We were on our way. Sort of.
Because it was new ground we had to have some standards by which to judge our progress and in many cases we borrowed those standards from men. Title, salary, hours worked, ability to be tough, leadership and achievements all became benchmarks by which we judged ourselves.
Women tried to beat the boys by becoming the boys
And since we adopted their standards, those were the standards by which we were and continue to be judged. We all know inequities continue: women earn 67% of what men in directly comparable jobs earn; the glass ceiling continues to exist; women are judged for being women, hence different from men, in approach and thought. Evolution continues slowly.
Meanwhile, back in the playroom, there is some change as parents encourage sons and daughters to be both competitive and empathetic. Play sports and play with dolls. Get dirty and be part of the fun but know when to be girly.
The messages get more jumbled for adolescents as girls compete with boys in sports and yet are expected to be sexy and girly. Weddings continue to be a big topic of dreams and fantasies for adolescent girls along with finding the perfect guy to be featured in the dream. With a successful career. And kids. The Princess Superwoman. It gets all mushed together.
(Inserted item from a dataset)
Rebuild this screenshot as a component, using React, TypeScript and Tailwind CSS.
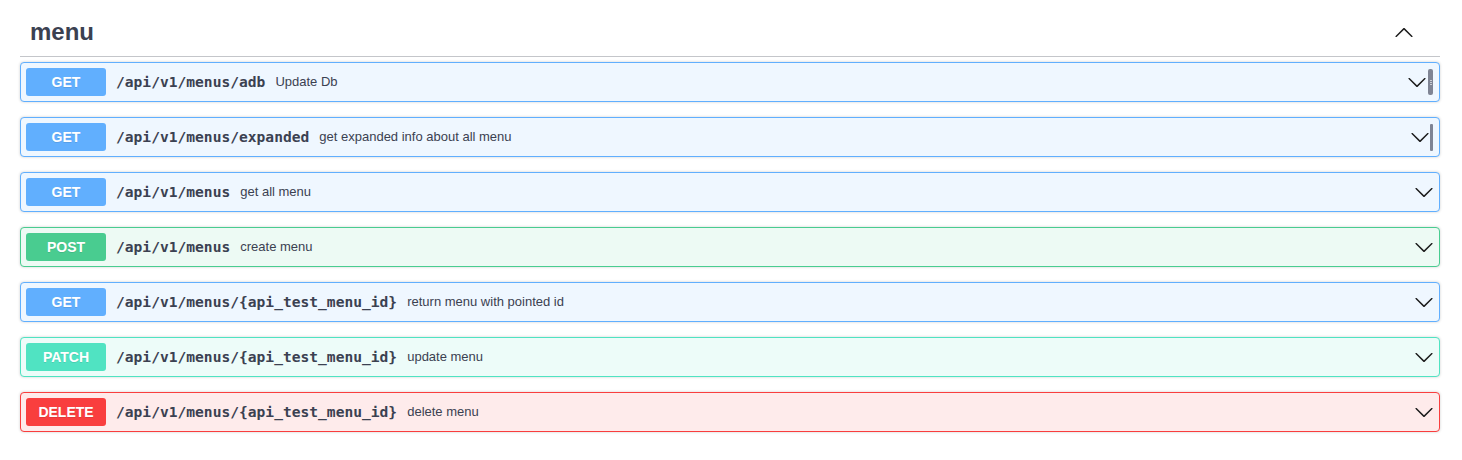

Getting married is not an accomplishment
In a recent Huffington Post article, Natalie Brooks opines getting engaged and married is not an accomplishment by which women should judge themselves as successful. In her blog, she reflects the current “mush” of throwing everything we do into one bucket: work, kids, marriage all seen as accomplishments. I see her point but I think there’s another way we can look at our lives.
The difference between milestones and accomplishments
Milestones are those way-markers in our timelines. Being born starts the timeline. Birthdays, especially the “big” ones, are milestones. Graduation from middle school is a milestone. Graduation from high school, college, graduate school are both milestones and accomplishments. Marriage is a milestone as are the birth of children, the loss of loved ones and aging. Getting engaged and married is a milestone. Creating and maintaining a successful marriage is an accomplishment.
Accomplishments are those things we create in our lives; those things we seek out to enhance or enrich our journeys. Accomplishments are those things we list on our resumes or summarize with titles and letters after our names. Accomplishments are goals set and achieved that move us forward in life and career.
Confusion arises when we seek to be the Princess Superwoman, judging ourselves based on totality rather than piece by piece.
In that process of lump-judging we become less than we are: the sum of the parts equalling a smaller picture rather than a larger one. And if we judge ourselves in such a way, we encourage others to do the same; to see us as only one dimension rather than the complex beings we are.
Rather than using the male standards of accomplishment: title, money, power; we need to evolve our own grading scales, separate and equal, encompassing not only our achievements but also our milestones.
We can and should celebrate the unique ability of women to not only compete in the work world but also to star in our more traditional roles without being defined or controlled by either. Accomplishments and milestones should demonstrate who we are without defining us. Instead, let us defy traditional definition as we choose both our accomplishments and our milestones appropriate to whom we are.
Let our who-ness be definition enough.